Desde o meu início, escrevo músicas que comentam, com ou sem ironia, ou melhor, com uma mistura de ironia e fascínio, sobre o processo que as músicas pré-fabricadas seguem para se tornarem sucessos comerciais. Comecei a compartilhar minhas composições quando tinha 21 anos e, é claro, as coisas estão diferentes agora. Atualmente, com a internet, redes sociais, laptops, plataformas de streaming e smartphones, há uma infinidade de novas maneiras à sua disposição para resolver esse problema. Então eu acho que as jovens gerações estão mais qualificadas para me ensinar sobre esse ambiente do que posso dizer a elas. E eu sei, por exemplo, que a maioria quer criar em um estado de liberdade espiritual.

"Meu coco" foi gravado durante a pandemia, com seus filhos e com bons amigos.
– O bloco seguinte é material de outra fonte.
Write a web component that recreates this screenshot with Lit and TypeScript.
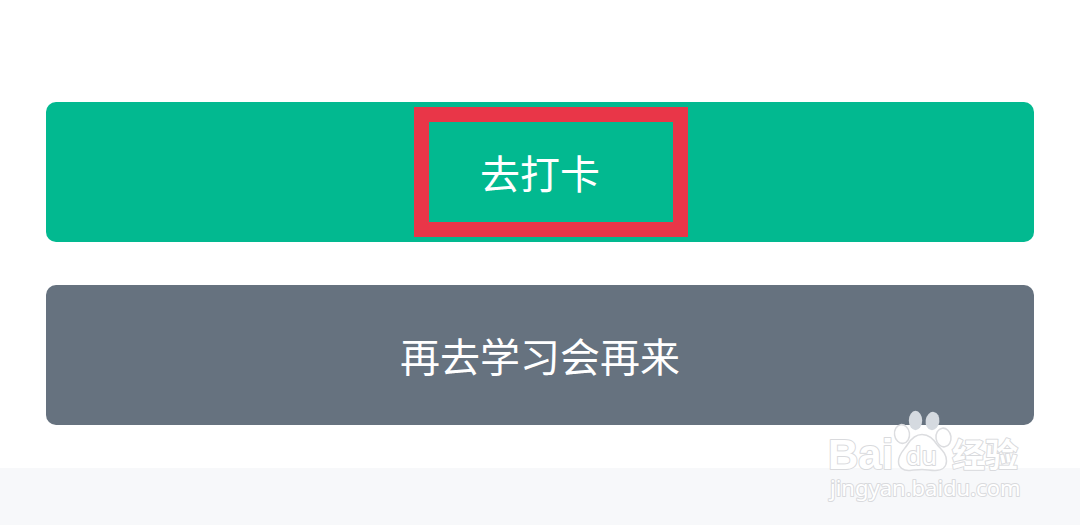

Essa produção íntima foi imposta pelo contexto mundial ou é que, simplesmente, sua música é um assunto familiar?

Meu filho Moreno toca toda a percussão na música "GilGal". E conversei longamente com meu outro filho, Zeca, sobre que tipo de álbum eu queria fazer, então ele me ensinou muitas coisas interessantes, desde as novas cenas de trap e funk do Rio até artistas experimentais americanos. Estamos falando das jóias da música brasileira da década de 1930 e também das novas músicas de David Longstreth, da Dirty Projectors. Finalmente, convidei o colega de banda do meu filho Tom, Lucas Nunes, para me ajudar com a gravação. Ele é um jovem muito talentoso e domina o mixer.

O movimento tropicalista incorporou e, ao mesmo tempo, representou um desafio para a invasão do rock britânico e americano no Brasil. Mas o que é rock para você? 

Naquela época, para mim, era uma música menor, feita nos anos 50 por jovens praticamente analfabetos. Antes eu costumava preferir ouvir ótimas músicas brasileiras, cool jazz, música francesa sofisticada ou música cubana, mexicana ou argentina. Não foi até meados da década de 1960 quando o rock começou a me interessar. Bem, rock é também música comercial que era considerada de baixa qualidade, especialmente brasileira. O novo rock britânico, e em particular os Beatles, nos inspiraram porque foi em si um comentário sobre o rock americano. Tropicalismo foi um comentário sobre alguns aspectos desse comentário e uma maneira de dar uma nova perspectiva à produção de música de massa no Brasil.